In the past, if someone told you they were an undergraduate, you would know their age. The stage and age were connected, but it will no longer be so. Stages will be increasingly age-agnostic as we re-create our lives, and earn and learn at the same time, to remain current and relevant.

Re-creation will be more important than recreation

We will need to invest ever more of our leisure time in skills, unlike in shorter lives where leisure time was primarily a form of relaxation. Re-creation will be more important than recreation.

Undoubtedly, what we learn, when and how we learn our new skills and knowledge will change substantially. Experiential learning will increase in value as knowledge acquisition through the web and online learning becomes more accessible to all. Having portable credentials will be become even more essential.

There is much evidence that the importance of human and empathetic skills, judgement, creativity and innovation are growing more necessary, as robots replace humans’ routine work.

The second category is your ‘Vitality Assets’, one’s mental and physical health and well-being, friendship, positive family relationships, and partnerships.
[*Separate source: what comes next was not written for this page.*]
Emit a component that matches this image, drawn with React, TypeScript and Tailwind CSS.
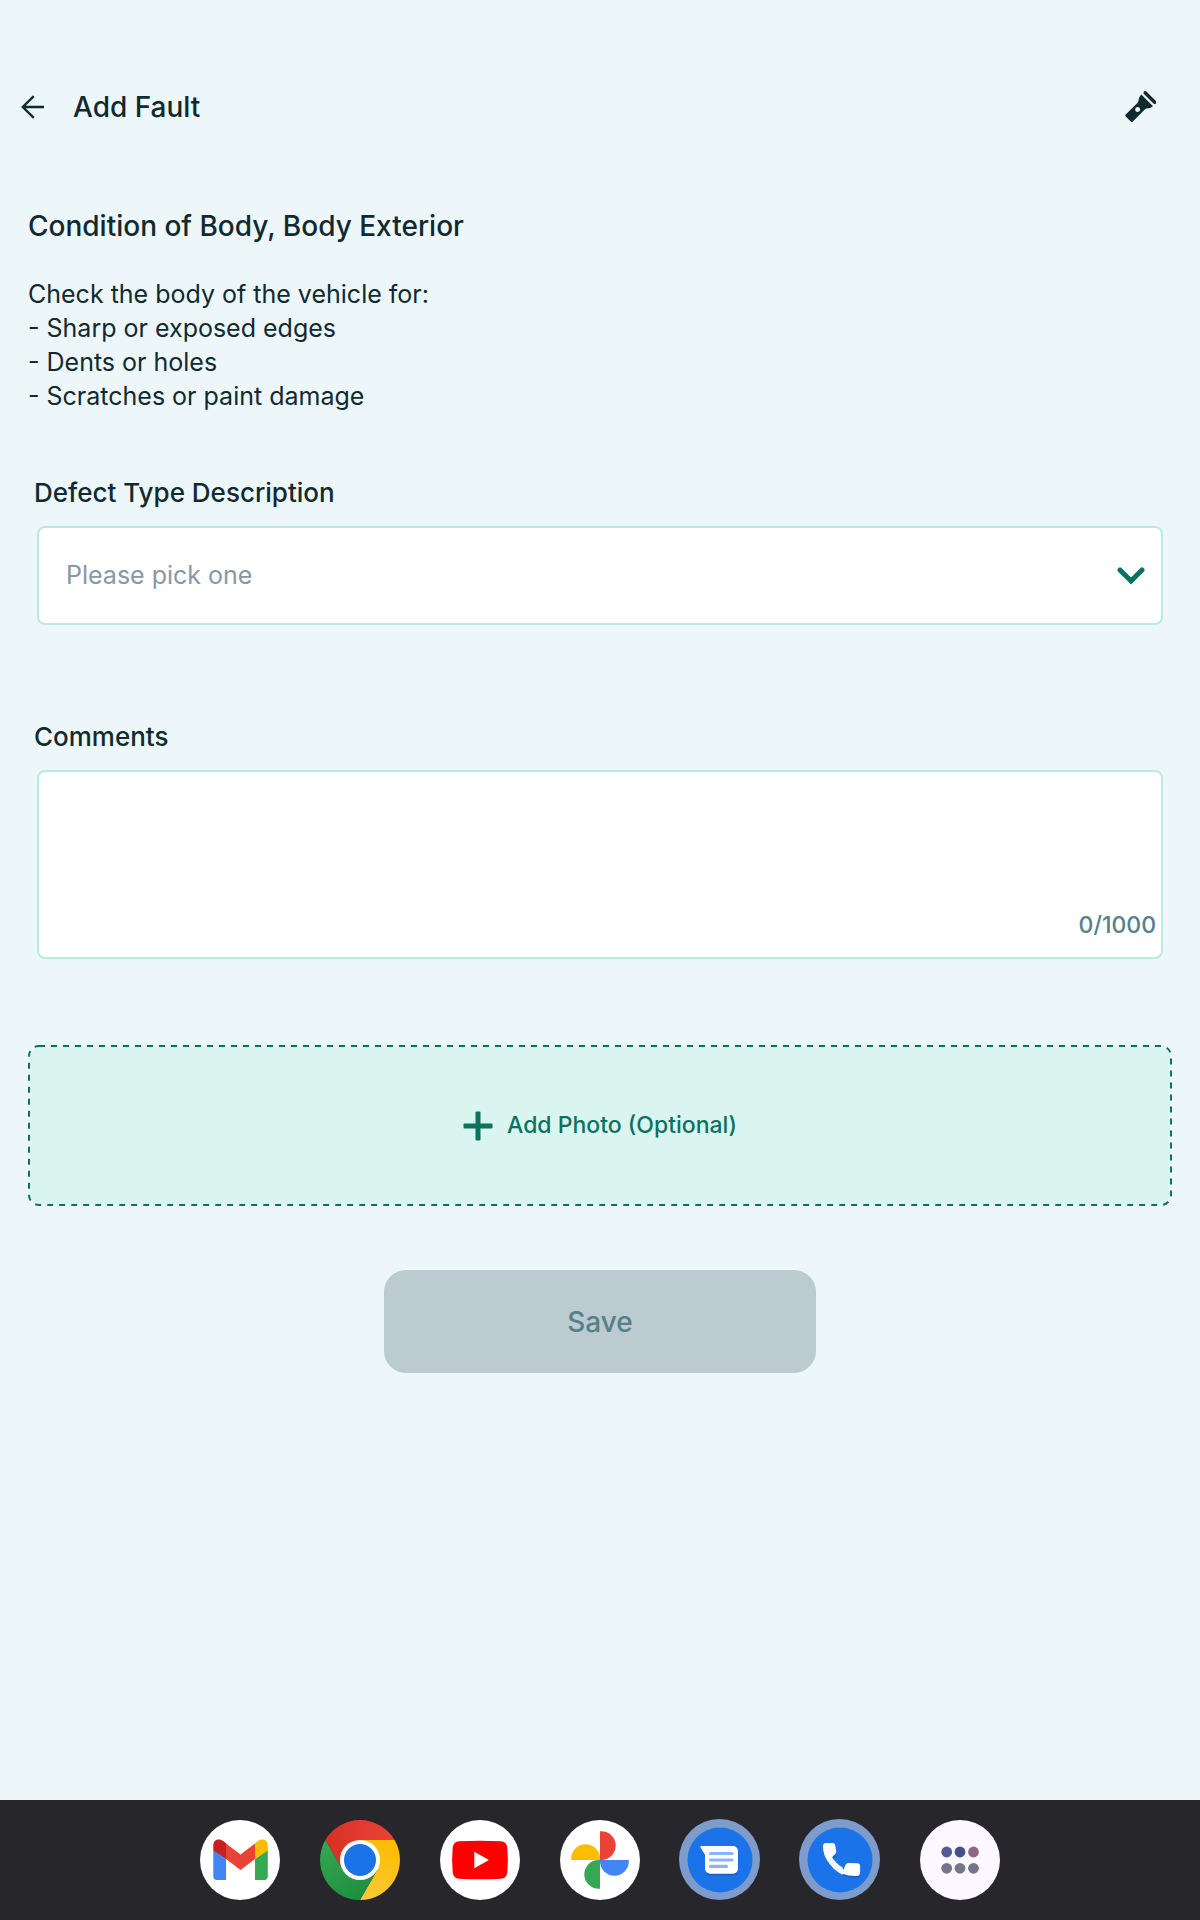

These will prove to be critical to a long and productive life, both as an end in themselves, and as a means to generate financial assets. Managing them all well is fast becoming an inescapable imperative.

Making knowledge productive has always been a team game. A seminal study by Boris Groysberg of employees at Wall Street investment banks showed that star analysts’ productivity dropped when they left for another bank. The study showed that their stardom (like that of all others) was dependent on their networks of associates.

Gratton calls these collaborations one’s ‘posse’ – “a network of close professional relationships with people who have mutual trust, who coach and support each other, introduce each other to their own network, and are prepared to give important and valuable advice”.

Social capital takes time to develop, but its value increases if these relationships continue to be the thread across multiple careers.  

The final category is your ‘Transformational Assets’ - your self-knowledge, your capacity to connect to diverse networks, and your openness to new experiences.

Making the most of a long and multi-career life requires taking transitions in your stride. It requires flexibility, the acquisition of new knowledge and new ways of thinking, and seeing the world from different perspectives. It will necessitate coming to terms with changes in power, leaving old associates, and building new networks. This mental agility cannot be over-emphasised as we craft new identities.

Self-knowledge is fundamental to making sure that our futures are highly likely to be successful, and that change is not seen as a threat.

In the past one’s reference groups and role models rarely changed, but now there will be frequent shifts. To manage this will require a strong balanced portfolio of transformational assets.

“A major challenge over a lifetime is not just achieving the right level of tangible and intangible assets, but also keeping the two in balance,” Gratton and Scott conclude. This book provides insight as well as guidance to making longevity into a gift - enjoyable and satisfying - and should be read slowly, carefully and thoughtfully.

Readability:      Light --+-- Serious

Insights:          High +---- Low

Practical:          High -+--- Low

* Ian Mann of Gateways consults internationally on leadership and strategy and is the author of Strategy that Works. Views expressed are his own.